エルが心を開くまで|不安の奥で始まった変化

体験談・スピンオフ

まだエルは落ち着かない。噛みつきも強く、ミミとは正反対の性格。じこじこ鳴きながら手から逃げようとする姿を見るたびに、「いつ心を開いてくれるんだろう」と焦りを感じていました。けれど、毎晩同じ場所で眠る二匹を見ていると、少しずつ“信頼の種”が芽を出しているようにも見えました。

エルとの距離が縮まらない日々

二週間が過ぎても、エルは警戒を解きません。ミミがこちらを見て近づいてくるのに対して、エルはいつも奥で隠れています。同じフクロモモンガなのに、ここまで性格が違うのかと驚かされる毎日でした。エルの警戒心を無理に解こうとすれば逃げてしまう。
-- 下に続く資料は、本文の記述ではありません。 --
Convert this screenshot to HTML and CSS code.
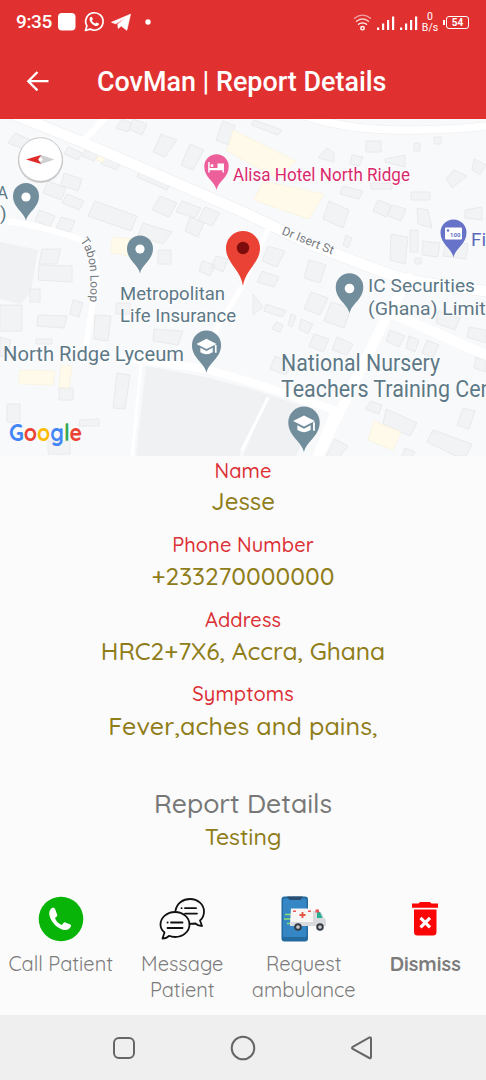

それでも、逃げるたびに「少しでも信頼してくれたら」と願いながら、そっと手を添えて過ごしました。

「圧をかける」抱き方で見えた変化

のびもさんから「ママのお腹の袋は少し窮屈」という話を聞き、両手で包み、わずかに圧をかける抱き方を試しました。最初は抵抗していたエルが、少しずつ動かなくなり、呼吸が落ち着いていきます。やがて、指先に伝わる鼓動が穏やかに変わり、手の中で眠ってしまいました。初めて見るその穏やかな顔に、胸の奥が熱くなりました。

眠りの中にあった安心のサイン

その後も同じように包むと、エルは決まって静かに目を閉じます。普通に掴むと逃げるのに、この抱き方の時だけは安心して眠る。「信頼」とは、こういう“条件つきの静けさ”から始まるのかもしれません。焦る気持ちは残っていても、エルが少しずつ私を受け入れてくれていることを確かに感じました。

性格の違いが教えてくれたこと

エルが隠れ、ミミが守るように前に出る——この構図はずっと変わりません。初めて顔を合わせた瞬間に相性や立ち位置が固まるというモモンガの特性を、のびもさんから聞いていました。人間関係でも同じかもしれません。誰かと“合わない”と感じるのは拒絶ではなくリズムの違い。無理に合わせず、静かに寄り添うことが大切だと、エルとミミが教えてくれました。

焦らず見守るという選択

夜、部屋の灯りを落とし、パソコンの明かりだけが微かに揺れる時間。手の中で眠るエルの呼吸が穏やかに伝わってきます。その温もりを感じながら、「焦らなくていい」と心の中でつぶやきました。心を開く瞬間は、派手な出来事ではなく、こうした静かな夜の中にある。その小さな一歩を信じて、これからも見守り続けようと思います。